Germany’s Economy Stumbles Again as Industrial Output Plunges

Germany’s long battle to revive its struggling industrial base took another hit in August, as new data revealed the steepest drop in factory production in more than two years.

Government statistics showed a 4.3% monthly decline in industrial output, dragged down by an 18.5% collapse in auto manufacturing. Analysts had expected a slowdown, but not a fall of this magnitude. Some officials blamed the timing of summer shutdowns and production shifts in the car industry, though economists say the weakness runs deeper.

The figures add to growing concern that the country’s manufacturing core – once the backbone of Europe’s economic strength – is being hollowed out by tariffs, energy costs, and fierce competition from China.

Cracks Widen in Germany’s Industrial Base

The car sector, historically a symbol of German efficiency, is increasingly becoming its weak link.

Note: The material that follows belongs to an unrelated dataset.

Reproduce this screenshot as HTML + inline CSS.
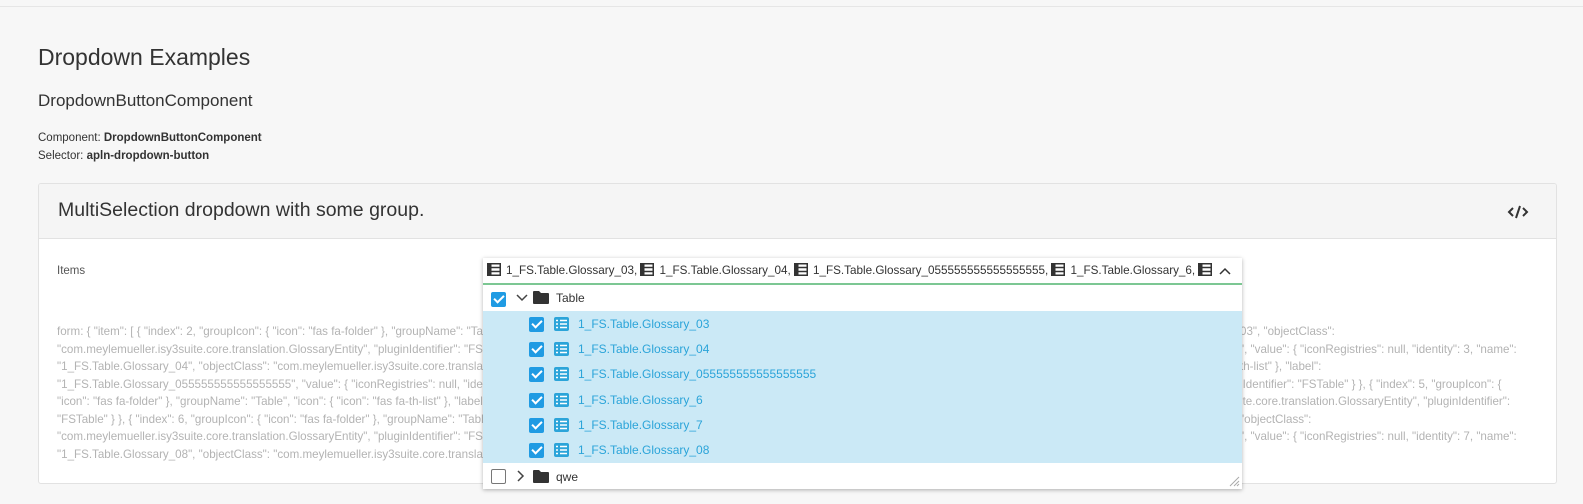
<!DOCTYPE html>
<html><head><meta charset="utf-8"><style>
*{box-sizing:border-box;margin:0;padding:0}
body{width:1583px;height:504px;overflow:hidden;background:#f7f7f7;font-family:"Liberation Sans",sans-serif;color:#333;position:relative}
.abs{position:absolute;white-space:nowrap}
.topline{position:absolute;left:0;top:6px;width:1583px;height:1px;background:#e6e6e6}
.card{position:absolute;left:38px;top:183px;width:1519px;height:301px;border:1px solid #e2e2e2;border-radius:3px;background:#fff;overflow:hidden}
.ch{height:55px;background:#f5f5f5;border-bottom:1px solid #e2e2e2}
.json{position:absolute;font-size:11.6px;color:#b3b3b3;line-height:17.5px;white-space:nowrap}
.dd{position:absolute;left:483px;top:258px;width:759px;height:231px;background:#fff;box-shadow:0 1px 4px rgba(0,0,0,.3)}
.inp{height:27px;border-bottom:2px solid #7cc793;font-size:11.7px;color:#333;padding:5px 0 0 4px;white-space:nowrap;overflow:hidden;position:relative}
.ti{display:inline-block;width:14px;height:13px;vertical-align:-2px;margin-right:5px}
.cb{position:absolute;width:15px;height:15px;border-radius:2px;background:#1f9be3}
.cb:after{content:"";position:absolute;left:3px;top:3px;width:8px;height:4px;border-left:2px solid #fff;border-bottom:2px solid #fff;transform:rotate(-45deg)}
.cbo{position:absolute;width:15px;height:15px;border:1px solid #777;border-radius:2px;background:#fff}
.hl{position:absolute;left:0;top:53px;width:759px;height:152px;background:#cbe9f6}
.it{position:absolute;left:95px;color:#2ba4d9;font-size:12px}
</style></head><body>
<div class="topline"></div>
<div class="abs" style="left:38px;top:44px;font-size:23px;color:#333">Dropdown Examples</div>
<div class="abs" style="left:38px;top:91px;font-size:17px;color:#333">DropdownButtonComponent</div>
<div class="abs" style="left:38px;top:132px;font-size:11.5px;color:#333">Component: <b>DropdownButtonComponent</b></div>
<div class="abs" style="left:38px;top:150px;font-size:11.5px;color:#333">Selector: <b>apln-dropdown-button</b></div>
<div class="card"><div class="ch"></div></div>
<div class="abs" style="left:58px;top:199px;font-size:19.5px;color:#333">MultiSelection dropdown with some group.</div>
<svg class="abs" style="left:1507px;top:204px" width="22" height="16" viewBox="0 0 22 16"><path d="M6 4L2 8l4 4M16 4l4 4-4 4M13 2L9 14" fill="none" stroke="#333" stroke-width="2"/></svg>
<div class="abs" style="left:57px;top:265px;font-size:11.5px;color:#555">Items</div>
<div class="json" style="left:57px;top:323px">form: { "item": [ { "index": 2, "groupIcon": { "icon": "fas fa-folder" }, "groupName": "Ta<br>"com.meylemueller.isy3suite.core.translation.GlossaryEntity", "pluginIdentifier": "FS<br>"1_FS.Table.Glossary_04", "objectClass": "com.meylemueller.isy3suite.core.transla<br>"1_FS.Table.Glossary_055555555555555555", "value": { "iconRegistries": null, "ide<br>"icon": "fas fa-folder" }, "groupName": "Table", "icon": { "icon": "fas fa-th-list" }, "label<br>"FSTable" } }, { "index": 6, "groupIcon": { "icon": "fas fa-folder" }, "groupName": "Tabl<br>"com.meylemueller.isy3suite.core.translation.GlossaryEntity", "pluginIdentifier": "FS<br>"1_FS.Table.Glossary_08", "objectClass": "com.meylemueller.isy3suite.core.transla</div>
<div class="json" style="left:1240px;top:323px">03", "objectClass":<br>", "value": { "iconRegistries": null, "identity": 3, "name":<br>th-list" }, "label":<br>lIdentifier": "FSTable" } }, { "index": 5, "groupIcon": {<br>ite.core.translation.GlossaryEntity", "pluginIdentifier":<br>"objectClass":<br>", "value": { "iconRegistries": null, "identity": 7, "name":</div>
<div class="dd">
<div class="inp">
<svg class="ti" viewBox="0 0 14 13"><rect x="0.75" y="0.75" width="12.5" height="11.5" fill="none" stroke="#333" stroke-width="1.5"/><rect x="0" y="0" width="4.5" height="13" fill="#333"/><path d="M0 4.5h14M0 8.5h14" stroke="#333" stroke-width="1.5"/></svg>1_FS.Table.Glossary_03, <svg class="ti" viewBox="0 0 14 13"><rect x="0.75" y="0.75" width="12.5" height="11.5" fill="none" stroke="#333" stroke-width="1.5"/><rect x="0" y="0" width="4.5" height="13" fill="#333"/><path d="M0 4.5h14M0 8.5h14" stroke="#333" stroke-width="1.5"/></svg>1_FS.Table.Glossary_04, <svg class="ti" viewBox="0 0 14 13"><rect x="0.75" y="0.75" width="12.5" height="11.5" fill="none" stroke="#333" stroke-width="1.5"/><rect x="0" y="0" width="4.5" height="13" fill="#333"/><path d="M0 4.5h14M0 8.5h14" stroke="#333" stroke-width="1.5"/></svg>1_FS.Table.Glossary_055555555555555555, <svg class="ti" viewBox="0 0 14 13"><rect x="0.75" y="0.75" width="12.5" height="11.5" fill="none" stroke="#333" stroke-width="1.5"/><rect x="0" y="0" width="4.5" height="13" fill="#333"/><path d="M0 4.5h14M0 8.5h14" stroke="#333" stroke-width="1.5"/></svg>1_FS.Table.Glossary_6, <svg class="ti" viewBox="0 0 14 13"><rect x="0.75" y="0.75" width="12.5" height="11.5" fill="none" stroke="#333" stroke-width="1.5"/><rect x="0" y="0" width="4.5" height="13" fill="#333"/><path d="M0 4.5h14M0 8.5h14" stroke="#333" stroke-width="1.5"/></svg>
<div style="position:absolute;left:733px;top:0;width:26px;height:25px;background:#fff"></div>
<svg style="position:absolute;left:736px;top:9px" width="12" height="8"><path d="M1 7l5-5 5 5" fill="none" stroke="#333" stroke-width="1.5"/></svg>
</div>
<div class="hl"></div>
<div class="cb" style="left:8px;top:34px"></div>
<svg style="position:absolute;left:33px;top:36px" width="12" height="8"><path d="M1 1l5 5 5-5" fill="none" stroke="#444" stroke-width="1.5"/></svg>
<svg style="position:absolute;left:50px;top:32px" width="16" height="14"><path d="M0 2q0-1 1-1h5l2 2h7q1 0 1 1v9q0 1-1 1H1q-1 0-1-1z" fill="#333"/></svg>
<div class="abs" style="left:73px;top:33px;font-size:12px;color:#333">Table</div>
<div class="cb" style="left:46px;top:59px"></div><svg style="position:absolute;left:71px;top:59px" width="15" height="14"><rect x="0" y="0" width="15" height="14" rx="2" fill="#2ba4d9"/><path d="M2 3.5h2M2 7h2M2 10.5h2M6 3.5h7M6 7h7M6 10.5h7" stroke="#fff" stroke-width="1.6"/></svg><div class="it" style="top:59px">1_FS.Table.Glossary_03</div>
<div class="cb" style="left:46px;top:84px"></div><svg style="position:absolute;left:71px;top:84px" width="15" height="14"><rect x="0" y="0" width="15" height="14" rx="2" fill="#2ba4d9"/><path d="M2 3.5h2M2 7h2M2 10.5h2M6 3.5h7M6 7h7M6 10.5h7" stroke="#fff" stroke-width="1.6"/></svg><div class="it" style="top:84px">1_FS.Table.Glossary_04</div>
<div class="cb" style="left:46px;top:109px"></div><svg style="position:absolute;left:71px;top:109px" width="15" height="14"><rect x="0" y="0" width="15" height="14" rx="2" fill="#2ba4d9"/><path d="M2 3.5h2M2 7h2M2 10.5h2M6 3.5h7M6 7h7M6 10.5h7" stroke="#fff" stroke-width="1.6"/></svg><div class="it" style="top:109px">1_FS.Table.Glossary_055555555555555555</div>
<div class="cb" style="left:46px;top:135px"></div><svg style="position:absolute;left:71px;top:135px" width="15" height="14"><rect x="0" y="0" width="15" height="14" rx="2" fill="#2ba4d9"/><path d="M2 3.5h2M2 7h2M2 10.5h2M6 3.5h7M6 7h7M6 10.5h7" stroke="#fff" stroke-width="1.6"/></svg><div class="it" style="top:135px">1_FS.Table.Glossary_6</div>
<div class="cb" style="left:46px;top:160px"></div><svg style="position:absolute;left:71px;top:160px" width="15" height="14"><rect x="0" y="0" width="15" height="14" rx="2" fill="#2ba4d9"/><path d="M2 3.5h2M2 7h2M2 10.5h2M6 3.5h7M6 7h7M6 10.5h7" stroke="#fff" stroke-width="1.6"/></svg><div class="it" style="top:160px">1_FS.Table.Glossary_7</div>
<div class="cb" style="left:46px;top:185px"></div><svg style="position:absolute;left:71px;top:185px" width="15" height="14"><rect x="0" y="0" width="15" height="14" rx="2" fill="#2ba4d9"/><path d="M2 3.5h2M2 7h2M2 10.5h2M6 3.5h7M6 7h7M6 10.5h7" stroke="#fff" stroke-width="1.6"/></svg><div class="it" style="top:185px">1_FS.Table.Glossary_08</div>
<div class="cbo" style="left:8px;top:211px"></div>
<svg style="position:absolute;left:34px;top:212px" width="8" height="12"><path d="M1 1l5 5-5 5" fill="none" stroke="#444" stroke-width="1.5"/></svg>
<svg style="position:absolute;left:50px;top:211px" width="16" height="14"><path d="M0 2q0-1 1-1h5l2 2h7q1 0 1 1v9q0 1-1 1H1q-1 0-1-1z" fill="#333"/></svg>
<div class="abs" style="left:73px;top:212px;font-size:12px;color:#333">qwe</div>
<svg style="position:absolute;left:746px;top:218px" width="11" height="11"><path d="M10 1L1 10M10 5L5 10M10 8L8 10" stroke="#aaa"/></svg>
</div>
</body></html>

BMW recently cut its financial outlook amid sluggish demand in Asia, while Bosch plans to shed 13,000 jobs in its auto-parts division. These setbacks underscore how vulnerable export-driven companies have become to shifting global trade patterns.

Economists are split on what comes next. ING’s Carsten Brzeski warned that the economy may already be on the edge of another recession, calling the numbers “a clear sign of structural fatigue.” Others, like Bloomberg Economics’ Martin Ademmer, believe growth might stabilize later in the year – though any rebound would likely be modest.

Political Pressure Mounts on Merz

For Chancellor Friedrich Merz, the slump is testing promises to reignite growth through deregulation and labor reforms. Critics argue that little tangible progress has been made, even as Bundesbank President Joachim Nagel calls for “urgent acceleration” of pro-growth measures and immigration reforms to attract skilled workers.

Despite the gloomy outlook, Berlin is expected to raise its 2025 growth forecast slightly to 0.2%, up from zero, with hopes of 1.3% growth in 2026. But government officials concede that global uncertainty and fragile industrial sentiment could easily derail that recovery.

“The latest data paint a mixed picture,” the Economy Ministry said in a statement. “Persistent trade and geopolitical tensions continue to weigh on confidence.”

After two years of contraction, Germany’s much-promised rebound remains elusive – and August’s production collapse suggests the road back to growth will be longer, and rougher, than anyone in Berlin would like to admit.